The term ethnogenesis is derived from the Greek ethnos, signifying a people sharing a same language and culture. The term ethnos is synonymous with the Latin gens (gentes in the plural) and the less common natio. The Greek and the Latin words worked their way into the English language as nation in Middle English and ethnic group in modern English. Both are used to signify a group of people sharing a common language, common ancestry, common culture, and common territory (though the territory may be an ancestral homeland). The term ethnogenesis is used to describe the process by which an ethnic group or nation (in the older sense of “people” and not “state”) is formed. There are many cases of ethnogenesis recorded in history. A case in point is the emergence of the Métis, in the valley of the Red River in what is now Manitoba. The descendants of 18th-century French-speaking fur traders working for the trading companies plying the Canadian and American interior for furs and indigenous wives, the Métis emerged as a distinct cultural entity in the 18th century, with a distinct culture that was a hybrid of French-Canadian and indigenous culture and a distinct language that was a Creole admixture of the French and Cree language. By the mid-18th century, the Métis were referring to themselves as a “new nation,” and the ethnogenesis of a new ethnic group or nation was complete.
The Métis are an exceptional group in that their emergence is clearly documented and happened within the last few centuries. In certain cases, the origins of a group are known only in their myths. This is the case with Judaism, and the biblical account of the origin of the Jewish population is traced back to Adam and Eve in the book of Genesis. However, other cultures have accounts of their ethnogeneses. One of the oldest creation accounts is the Rig Veda, which was written down 3,500 to 4,000 years ago and recounts the creation of the world. Along with the other Vedas, it recounts the history of the Aryan invaders who came to settle in northern India.

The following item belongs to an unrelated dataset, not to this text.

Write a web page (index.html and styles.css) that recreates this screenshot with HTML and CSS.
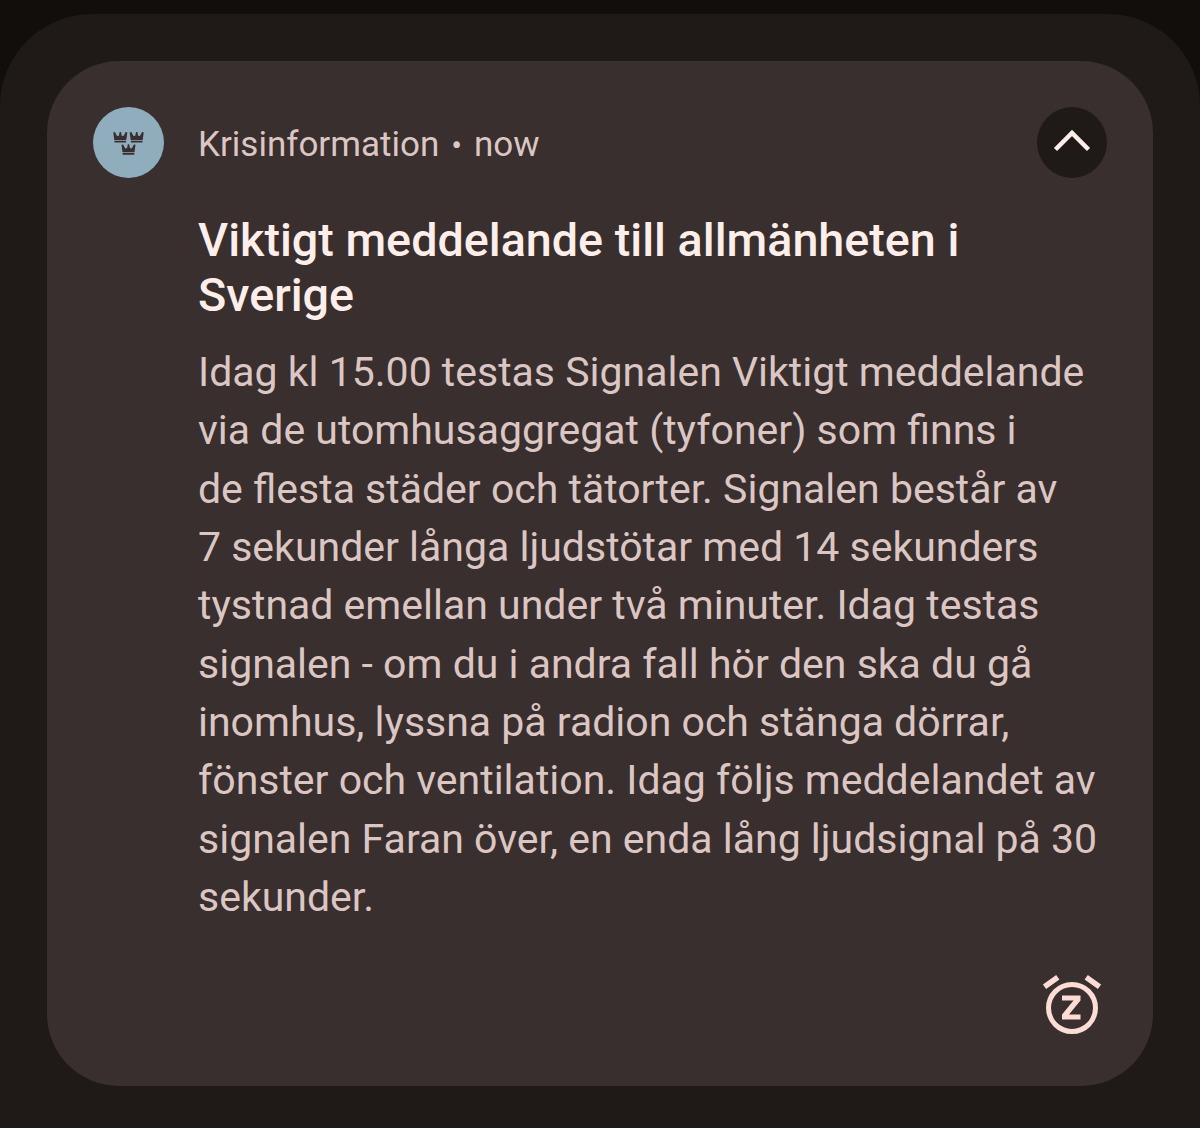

Having a name is often central to determining whether ethnogenesis has occurred. Quite often, a population defines itself as being “human.” The term Inuit is used by the Inuit (Eskimo) as an ethnonym meaning “people” and is the plural of Inuk, or “person,” and this term would not have been applied to neighboring indigenous populations. In a similar vein, the original meaning of the word barbarian in the Greek language simply signified an individual from another ethnos who did not speak Greek. Likewise, by the 14th century, the inhabitants of the principalities of Eastern Rus (what is now central Russia) were calling their land “the Russian land” and saw themselves as having a distinct language and identity. This was the result of a centuries-long process of ethnogenesis in which they saw their nation or people emerging out of an older Slavic people. In each case, you have the emergence of nations or ethnic groups with their own origin myth.
References:
- Hastings, A. (1997). The construction of nationhood: Ethnicity, religion, and nationalism. Cambridge: Cambridge University Press.
- Smith, A. D. (2004). The antiquity of nations. Malden, MA: Polity Press.